Angry customers admit that the guide does contain kernels of truth. “Some of the suggestions in the e-book can reduce your home power consumption. For example, checking for air leaks, have better home insulation, servicing your air-conditioning unit or heate etc,”wrote one. But is it essentially amateurish and misleading, they say. “The whole “document” is 57 pages long and looks like something a kid in high school put together. The final “generator” is basically a magnet that is 2″ high sitting on a turntable that is 4″ high! They claim that its output is 24.5 Watts! That is 1/100th of what my house uses when the AC is on. It wouldn’t put out enough power to light up a standard light bulb,“ wrote another angry blogger. Fraudulent

Alternative energy expert Sterling D. Allan founder of The New Energy Congress has examined Magniwork’s claims. “Most of the 50+ page manual contains energy conservation tips that are based on well-established principles,” he said. But he points out that plans for the device are freely available elsewhere, they are based on other people’s work and he claims to have tried to contact people offering testimonials, without success. “The wording on their site still gives the reader the idea that the plans will result in a working free energy device but that is not the case. Such representation is fraud,” he concluded.

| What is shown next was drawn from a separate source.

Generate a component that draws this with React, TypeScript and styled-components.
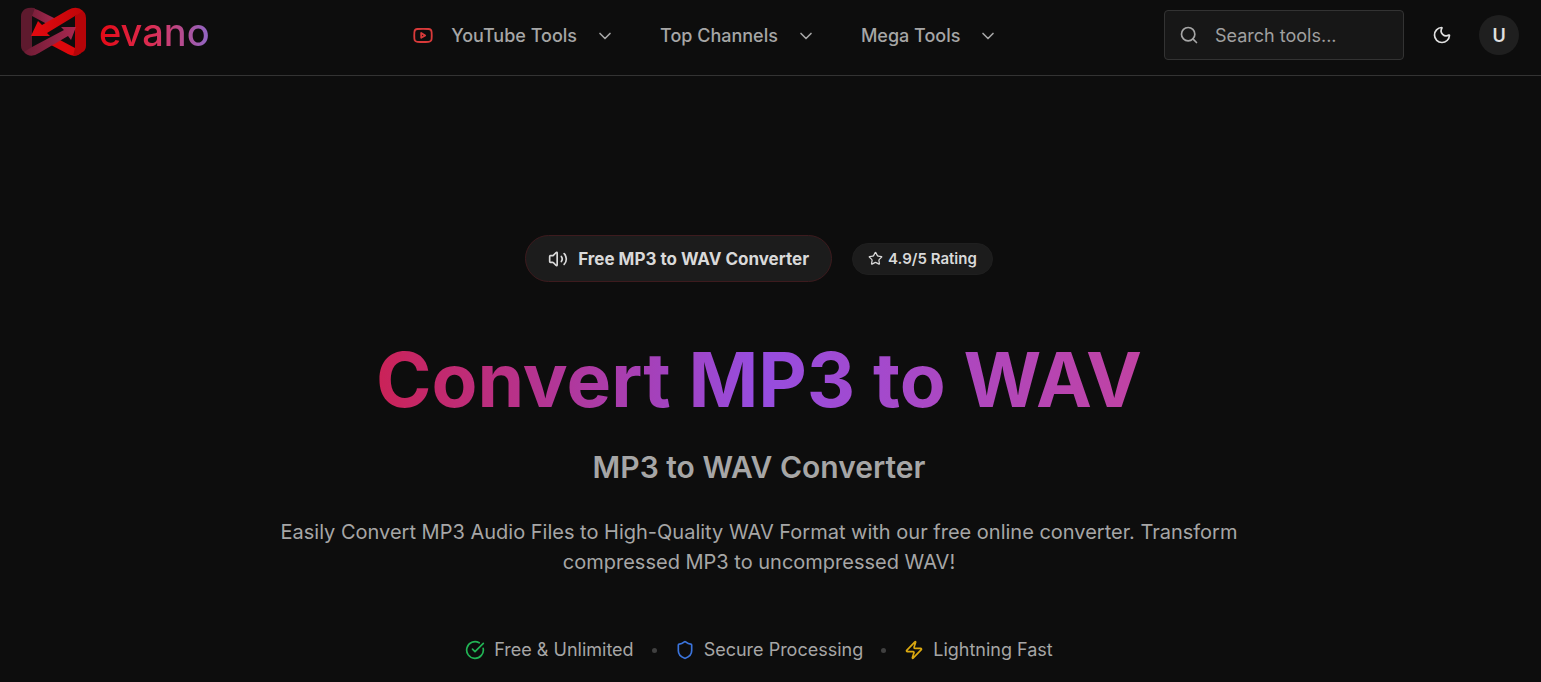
import React from 'react';
import styled, { createGlobalStyle } from 'styled-components';
import { ChevronDown, CircleCheckBig, Moon, Search, Shield, Star, Volume2, Zap } from 'lucide-react';

const GlobalStyle = createGlobalStyle`
  *, *::before, *::after { box-sizing: border-box; }
  body {
    margin: 0;
    background: #0d0d0d;
    color: #d9d9d9;
    font-family: Inter, "Liberation Sans", sans-serif;
  }
  button, input { font: inherit; color: inherit; }
  a { color: inherit; text-decoration: none; }
`;

const Header = styled.header`
  display: flex;
  align-items: center;
  justify-content: space-between;
  padding: 10px 22px 15px 20px;
  border-bottom: 1px solid #333333;
`;

const Brand = styled.a`
  display: flex;
  align-items: center;
  gap: 12px;
  height: 50px;
  padding-bottom: 6px;
`;

const LogoMark = styled.svg`
  display: block;
  width: 67px;
  height: 50px;
`;

const BrandName = styled.span`
  font-size: 38px;
  line-height: 48px;
  font-weight: 500;
  background: linear-gradient(90deg, #e50914 0%, #d93058 50%, #8f68c8 100%);
  background-clip: text;
  -webkit-background-clip: text;
  color: transparent;
`;

const Nav = styled.nav`
  display: flex;
  align-items: center;
  gap: 45px;
  padding: 2px 0 0 38px;
`;

const NavButton = styled.button`
  display: flex;
  align-items: center;
  padding: 0;
  border: 0;
  background: none;
  color: #a6a6a6;
  font-size: 18px;
  line-height: 26px;
  font-weight: 500;
  cursor: pointer;
`;

const VideoIcon = styled.svg`
  width: 20px;
  height: 20px;
  margin-right: 18px;
`;

const Chevron = styled(ChevronDown)`
  margin-left: 18px;
`;

const Tools = styled.div`
  display: flex;
  align-items: center;
`;

const SearchBox = styled.label`
  display: flex;
  align-items: center;
  gap: 16px;
  width: 240px;
  height: 50px;
  padding: 0 14px;
  border: 1px solid #333333;
  border-radius: 4px;
  background: #171717;
  color: #a6a6a6;
`;

const SearchInput = styled.input`
  flex: 1;
  min-width: 0;
  padding: 2px 0 0;
  border: 0;
  outline: 0;
  background: none;
  font-size: 18px;
  line-height: 26px;
  &::placeholder { color: #a0a0a0; opacity: 1; }
`;

const ThemeButton = styled.button`
  display: grid;
  place-items: center;
  width: 39px;
  height: 40px;
  margin: 0 18px;
  padding: 0;
  border: 0;
  background: none;
  color: #e0e0e0;
  cursor: pointer;
`;

const Avatar = styled.button`
  width: 40px;
  height: 40px;
  padding: 0;
  border: 0;
  border-radius: 50%;
  background: #1f1f1f;
  color: #e0e0e0;
  font-size: 18px;
  font-weight: 600;
  cursor: pointer;
`;

const Hero = styled.main`
  display: flex;
  flex-direction: column;
  align-items: center;
  padding: 159px 43px 20px 20px;
  text-align: center;
`;

const Badges = styled.div`
  display: flex;
  align-items: center;
  gap: 20px;
`;

const Badge = styled.span<{ $large?: boolean }>`
  display: flex;
  align-items: center;
  gap: ${({ $large }) => ($large ? 10 : 5)}px;
  height: ${({ $large }) => ($large ? 47 : 32)}px;
  padding: 0 ${({ $large }) => ($large ? 22 : 15)}px;
  border: 1px solid ${({ $large }) => ($large ? '#3d1b1e' : '#1f1f1f')};
  border-radius: 24px;
  background: #1c1c1c;
  font-size: ${({ $large }) => ($large ? 17 : 15)}px;
  font-weight: ${({ $large }) => ($large ? 700 : 600)};
`;

const Title = styled.h1`
  margin: 59px 0 0;
  font-size: 75px;
  line-height: 78px;
  font-weight: 700;
  background: linear-gradient(90deg, #cb2257 0%, #964de0 50%, #c142a2 100%);
  background-clip: text;
  -webkit-background-clip: text;
  color: transparent;
`;

const Subtitle = styled.h2`
  margin: 28px 0 0;
  color: #a6a6a6;
  font-size: 30px;
  line-height: 40px;
  font-weight: 600;
`;

const Lead = styled.p`
  max-width: 960px;
  margin: 30px 0 0;
  color: #a6a6a6;
  font-size: 20px;
  line-height: 30px;
`;

const Features = styled.ul`
  display: flex;
  align-items: center;
  gap: 18px;
  margin: 60px 0 0;
  padding: 0;
  list-style: none;
`;

const Feature = styled.li<{ $accent: string }>`
  display: flex;
  align-items: center;
  gap: 9px;
  color: #a6a6a6;
  font-size: 18px;
  line-height: 26px;
  svg { color: ${({ $accent }) => $accent}; }
`;

const Dot = styled.li`
  width: 5px;
  height: 5px;
  border-radius: 50%;
  background: #404040;
`;

function EvanoLogo() {
  return (
    <LogoMark viewBox="0 0 67 50" aria-hidden="true">
      <defs>
        <linearGradient id="wine" x1="0" y1="0" x2="1" y2="0">
          <stop offset="0" stopColor="#6e1c34" />
          <stop offset="1" stopColor="#a82850" />
        </linearGradient>
        <linearGradient id="red" x1="0" y1="0" x2="1" y2="0">
          <stop offset="0" stopColor="#e40a10" />
          <stop offset="1" stopColor="#c00508" />
        </linearGradient>
      </defs>
      <path d="M6 4 Q11 0 18 3 L36 12 L27 17 L12 9Z" fill="url(#wine)" />
      <path d="M1 9 Q1 5 5 2 Q9 0 15 1 L12 9 V41 L6 46 Q1 44 1 39Z" fill="#5e1a2e" />
      <path d="M61 46 Q55 51 48 47 L31 38 L40 33 L55 41Z" fill="#dc080c" />
      <path d="M61 3 Q66 5 66 11 V39 Q66 44 61 46 Q58 49 53 49 L55 41 V9Z" fill="#b50408" />
      <path d="M4 45 L12 40 L44 23 L41 20 L56 20 L51 33 L48 29 L19 46 Q10 52 4 45Z" fill="url(#wine)" />
      <path d="M63 4 L55 9 L27 26 L30 29 L11 29 L18 14 L22 18 L48 3 Q57 -2 63 4Z" fill="url(#red)" />
    </LogoMark>
  );
}

export default function App() {
  return (
    <>
      <GlobalStyle />
      <Header>
        <Brand href="#" aria-label="evano">
          <EvanoLogo />
          <BrandName>evano</BrandName>
        </Brand>
        <Nav>
          <NavButton>
            <VideoIcon viewBox="0 0 20 20" fill="none" stroke="#d93a3a" strokeWidth="1.8" strokeLinejoin="round" aria-hidden="true">
              <path d="M4.5 3 Q10 2.6 15.5 3 Q18.4 3.2 18.6 6 Q18.9 9.5 18.6 13 Q18.4 15.6 15.5 15.8 Q10 16.2 4.5 15.8 Q1.6 15.6 1.4 13 Q1.1 9.5 1.4 6 Q1.6 3.2 4.5 3Z" />
              <path d="M8.2 7 L12.2 9.4 L8.2 11.8Z" />
            </VideoIcon>
            YouTube Tools
            <Chevron size={20} strokeWidth={2} />
          </NavButton>
          <NavButton>
            Top Channels
            <Chevron size={20} strokeWidth={2} />
          </NavButton>
          <NavButton>
            Mega Tools
            <Chevron size={20} strokeWidth={2} />
          </NavButton>
        </Nav>
        <Tools>
          <SearchBox>
            <Search size={20} strokeWidth={2} />
            <SearchInput type="text" placeholder="Search tools..." aria-label="Search tools" />
          </SearchBox>
          <ThemeButton aria-label="Toggle theme">
            <Moon size={20} strokeWidth={2} />
          </ThemeButton>
          <Avatar aria-label="Account">U</Avatar>
        </Tools>
      </Header>
      <Hero>
        <Badges>
          <Badge $large>
            <Volume2 size={20} strokeWidth={2} />
            Free MP3 to WAV Converter
          </Badge>
          <Badge>
            <Star size={15} strokeWidth={2} />
            4.9/5 Rating
          </Badge>
        </Badges>
        <Title>Convert MP3 to WAV</Title>
        <Subtitle>MP3 to WAV Converter</Subtitle>
        <Lead>
          Easily Convert MP3 Audio Files to High-Quality WAV Format with our free online converter. Transform
          compressed MP3 to uncompressed WAV!
        </Lead>
        <Features>
          <Feature $accent="#22b455"><CircleCheckBig size={20} />Free &amp; Unlimited</Feature>
          <Dot aria-hidden="true" />
          <Feature $accent="#3b74dc"><Shield size={20} />Secure Processing</Feature>
          <Dot aria-hidden="true" />
          <Feature $accent="#dba910"><Zap size={20} />Lightning Fast</Feature>
        </Features>
      </Hero>
    </>
  );
}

Although highly implausible, the idea of somehow harvesting magnetic power has intrigued scientists for over a century. It was first suggested by pioneering physicist Nicola Tesla in the nineteenth century. Australian company Lutec is still trying to perfect such a device. And U.S based based Magnetic Power Inc, headed by Mark Goldes, has claimed to be on the verge of launching a ‘Magnetic Power Module’ for at least six years. There is no suggestion that either Lutec or MPI are part of the scam.